>>
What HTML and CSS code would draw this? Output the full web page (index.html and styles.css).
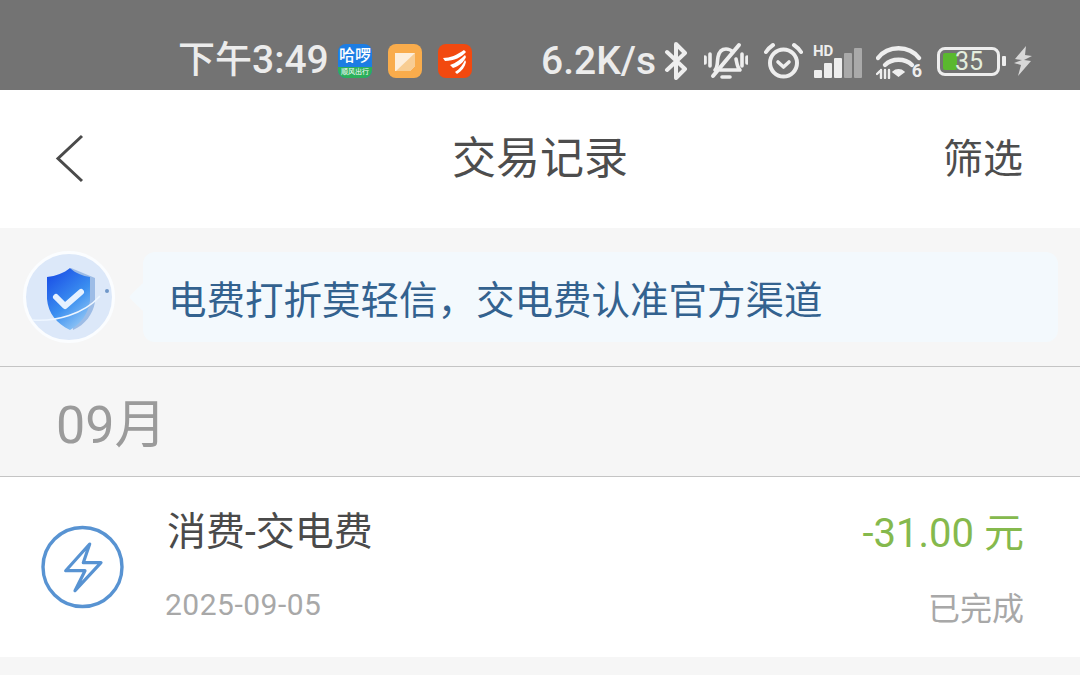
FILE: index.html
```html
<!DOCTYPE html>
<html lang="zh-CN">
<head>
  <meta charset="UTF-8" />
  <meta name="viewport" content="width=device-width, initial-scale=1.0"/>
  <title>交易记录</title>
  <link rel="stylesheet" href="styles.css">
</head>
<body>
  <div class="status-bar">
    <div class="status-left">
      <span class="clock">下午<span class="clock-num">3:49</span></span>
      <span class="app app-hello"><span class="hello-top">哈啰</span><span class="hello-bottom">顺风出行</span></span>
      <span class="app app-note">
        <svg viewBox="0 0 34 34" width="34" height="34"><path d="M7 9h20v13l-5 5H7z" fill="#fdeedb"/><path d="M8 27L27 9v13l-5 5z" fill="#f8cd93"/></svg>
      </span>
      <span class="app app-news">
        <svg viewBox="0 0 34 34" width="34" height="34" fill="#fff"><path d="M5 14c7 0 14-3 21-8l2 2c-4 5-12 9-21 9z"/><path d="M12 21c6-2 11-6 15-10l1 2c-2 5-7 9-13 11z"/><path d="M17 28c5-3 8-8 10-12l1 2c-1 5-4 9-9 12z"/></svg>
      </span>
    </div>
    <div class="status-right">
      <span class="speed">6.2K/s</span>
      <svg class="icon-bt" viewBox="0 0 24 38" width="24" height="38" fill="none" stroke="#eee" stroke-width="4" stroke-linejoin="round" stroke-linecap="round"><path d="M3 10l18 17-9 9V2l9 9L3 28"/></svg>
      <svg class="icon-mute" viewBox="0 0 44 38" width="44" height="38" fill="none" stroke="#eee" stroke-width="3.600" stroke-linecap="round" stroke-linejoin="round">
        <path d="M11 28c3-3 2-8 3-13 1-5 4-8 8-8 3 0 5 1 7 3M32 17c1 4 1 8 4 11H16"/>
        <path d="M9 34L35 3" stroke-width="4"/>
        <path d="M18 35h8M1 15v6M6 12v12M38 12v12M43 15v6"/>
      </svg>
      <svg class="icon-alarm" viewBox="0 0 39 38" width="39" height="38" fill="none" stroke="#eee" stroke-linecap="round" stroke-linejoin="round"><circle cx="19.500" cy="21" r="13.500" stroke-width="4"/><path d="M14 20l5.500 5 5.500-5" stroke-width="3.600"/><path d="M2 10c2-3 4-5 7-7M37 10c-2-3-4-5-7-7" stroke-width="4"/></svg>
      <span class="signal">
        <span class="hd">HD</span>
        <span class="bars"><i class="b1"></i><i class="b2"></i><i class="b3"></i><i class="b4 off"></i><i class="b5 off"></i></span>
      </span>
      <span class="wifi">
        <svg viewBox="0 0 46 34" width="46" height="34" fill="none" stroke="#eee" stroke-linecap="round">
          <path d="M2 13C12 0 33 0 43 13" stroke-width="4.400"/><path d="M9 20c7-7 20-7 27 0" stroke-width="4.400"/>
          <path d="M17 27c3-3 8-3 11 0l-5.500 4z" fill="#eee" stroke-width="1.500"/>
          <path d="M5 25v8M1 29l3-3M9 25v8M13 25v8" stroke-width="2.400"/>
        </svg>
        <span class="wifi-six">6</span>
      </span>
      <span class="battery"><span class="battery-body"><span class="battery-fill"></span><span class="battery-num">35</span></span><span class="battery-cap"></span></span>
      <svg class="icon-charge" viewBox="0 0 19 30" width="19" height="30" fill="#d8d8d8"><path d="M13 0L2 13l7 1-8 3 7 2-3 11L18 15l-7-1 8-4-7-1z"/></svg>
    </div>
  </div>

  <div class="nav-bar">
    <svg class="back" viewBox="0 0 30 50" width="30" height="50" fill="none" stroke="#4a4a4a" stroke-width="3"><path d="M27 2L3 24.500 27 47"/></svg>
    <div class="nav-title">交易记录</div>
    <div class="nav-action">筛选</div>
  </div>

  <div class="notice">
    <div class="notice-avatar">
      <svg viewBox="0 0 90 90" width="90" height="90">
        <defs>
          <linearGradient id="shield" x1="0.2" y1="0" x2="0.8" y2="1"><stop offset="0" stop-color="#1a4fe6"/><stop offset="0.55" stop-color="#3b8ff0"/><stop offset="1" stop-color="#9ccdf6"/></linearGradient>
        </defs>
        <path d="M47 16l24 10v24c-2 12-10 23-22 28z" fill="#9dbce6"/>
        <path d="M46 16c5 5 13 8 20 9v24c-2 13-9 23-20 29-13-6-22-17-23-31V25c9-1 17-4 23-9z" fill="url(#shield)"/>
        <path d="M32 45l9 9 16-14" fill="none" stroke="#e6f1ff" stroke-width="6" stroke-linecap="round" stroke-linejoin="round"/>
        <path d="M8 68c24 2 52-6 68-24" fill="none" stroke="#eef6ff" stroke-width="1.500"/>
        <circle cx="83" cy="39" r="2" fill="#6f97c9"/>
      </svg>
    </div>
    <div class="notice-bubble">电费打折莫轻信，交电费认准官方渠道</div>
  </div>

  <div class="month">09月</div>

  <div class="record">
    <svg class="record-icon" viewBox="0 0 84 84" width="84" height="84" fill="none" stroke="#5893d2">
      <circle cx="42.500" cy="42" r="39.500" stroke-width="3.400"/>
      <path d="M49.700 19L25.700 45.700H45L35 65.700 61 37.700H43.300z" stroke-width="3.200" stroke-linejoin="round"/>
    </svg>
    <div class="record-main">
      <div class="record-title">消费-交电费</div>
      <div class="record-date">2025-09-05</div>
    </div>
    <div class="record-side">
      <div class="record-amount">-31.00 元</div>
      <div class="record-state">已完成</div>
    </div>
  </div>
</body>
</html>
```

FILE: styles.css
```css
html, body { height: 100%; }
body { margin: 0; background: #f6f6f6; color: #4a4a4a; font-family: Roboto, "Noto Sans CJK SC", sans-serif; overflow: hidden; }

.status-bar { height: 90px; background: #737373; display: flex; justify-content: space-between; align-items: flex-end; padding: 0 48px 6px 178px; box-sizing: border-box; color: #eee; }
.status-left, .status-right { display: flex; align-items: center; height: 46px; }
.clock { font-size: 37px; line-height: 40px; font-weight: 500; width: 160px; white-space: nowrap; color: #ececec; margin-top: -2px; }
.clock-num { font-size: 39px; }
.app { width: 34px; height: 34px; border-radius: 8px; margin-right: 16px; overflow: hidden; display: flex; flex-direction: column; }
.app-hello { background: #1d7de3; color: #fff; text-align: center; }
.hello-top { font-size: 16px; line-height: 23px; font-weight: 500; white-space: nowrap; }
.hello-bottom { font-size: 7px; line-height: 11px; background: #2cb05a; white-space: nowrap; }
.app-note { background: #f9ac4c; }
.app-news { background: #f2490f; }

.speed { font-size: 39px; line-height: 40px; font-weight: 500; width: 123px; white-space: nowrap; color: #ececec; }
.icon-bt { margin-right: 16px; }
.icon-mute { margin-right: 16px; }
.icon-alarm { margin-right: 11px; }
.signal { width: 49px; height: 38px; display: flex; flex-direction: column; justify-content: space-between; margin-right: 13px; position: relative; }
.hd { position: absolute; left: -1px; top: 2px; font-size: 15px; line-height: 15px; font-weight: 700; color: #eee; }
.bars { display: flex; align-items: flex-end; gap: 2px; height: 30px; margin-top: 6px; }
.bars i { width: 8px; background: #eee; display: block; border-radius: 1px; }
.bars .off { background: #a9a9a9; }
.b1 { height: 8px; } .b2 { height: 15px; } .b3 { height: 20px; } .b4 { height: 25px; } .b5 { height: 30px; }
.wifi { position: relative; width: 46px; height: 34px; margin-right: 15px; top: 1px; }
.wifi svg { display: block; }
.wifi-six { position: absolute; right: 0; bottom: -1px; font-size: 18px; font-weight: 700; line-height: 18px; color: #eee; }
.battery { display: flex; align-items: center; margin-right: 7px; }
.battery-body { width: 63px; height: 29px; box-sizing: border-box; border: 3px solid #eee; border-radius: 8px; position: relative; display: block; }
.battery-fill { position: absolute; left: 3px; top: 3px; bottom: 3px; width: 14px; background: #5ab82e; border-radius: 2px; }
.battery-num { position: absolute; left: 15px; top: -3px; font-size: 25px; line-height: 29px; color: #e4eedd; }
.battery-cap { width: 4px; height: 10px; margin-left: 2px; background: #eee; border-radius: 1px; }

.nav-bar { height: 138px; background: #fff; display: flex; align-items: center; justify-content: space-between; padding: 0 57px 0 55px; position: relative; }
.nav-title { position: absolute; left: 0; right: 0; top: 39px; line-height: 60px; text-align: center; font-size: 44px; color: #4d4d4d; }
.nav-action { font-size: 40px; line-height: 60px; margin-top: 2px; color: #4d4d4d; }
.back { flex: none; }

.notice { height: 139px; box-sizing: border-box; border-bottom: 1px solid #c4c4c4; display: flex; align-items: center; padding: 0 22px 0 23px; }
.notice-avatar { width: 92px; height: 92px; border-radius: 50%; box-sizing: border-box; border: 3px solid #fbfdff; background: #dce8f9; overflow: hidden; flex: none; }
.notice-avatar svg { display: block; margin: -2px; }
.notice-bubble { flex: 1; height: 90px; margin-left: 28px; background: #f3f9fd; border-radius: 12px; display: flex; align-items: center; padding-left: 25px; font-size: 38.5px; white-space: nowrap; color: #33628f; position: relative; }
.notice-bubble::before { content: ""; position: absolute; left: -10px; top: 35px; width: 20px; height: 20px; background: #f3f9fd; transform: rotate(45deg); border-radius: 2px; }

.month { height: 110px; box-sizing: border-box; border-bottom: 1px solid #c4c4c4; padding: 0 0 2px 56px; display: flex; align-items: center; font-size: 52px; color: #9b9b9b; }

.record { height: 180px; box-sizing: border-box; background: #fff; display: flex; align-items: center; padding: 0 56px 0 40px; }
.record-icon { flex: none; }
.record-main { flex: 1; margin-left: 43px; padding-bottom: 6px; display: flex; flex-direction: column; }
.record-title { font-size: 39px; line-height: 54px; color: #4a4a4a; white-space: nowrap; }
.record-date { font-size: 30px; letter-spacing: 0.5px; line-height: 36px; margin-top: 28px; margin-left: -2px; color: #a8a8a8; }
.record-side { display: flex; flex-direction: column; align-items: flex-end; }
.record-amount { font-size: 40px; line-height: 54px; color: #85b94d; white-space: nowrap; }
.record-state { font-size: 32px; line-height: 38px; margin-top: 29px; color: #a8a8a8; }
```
<<
THE PROBLEM:
Of the lines in the material, how many include "styles"? Respond with the number alone.

REPLY:
3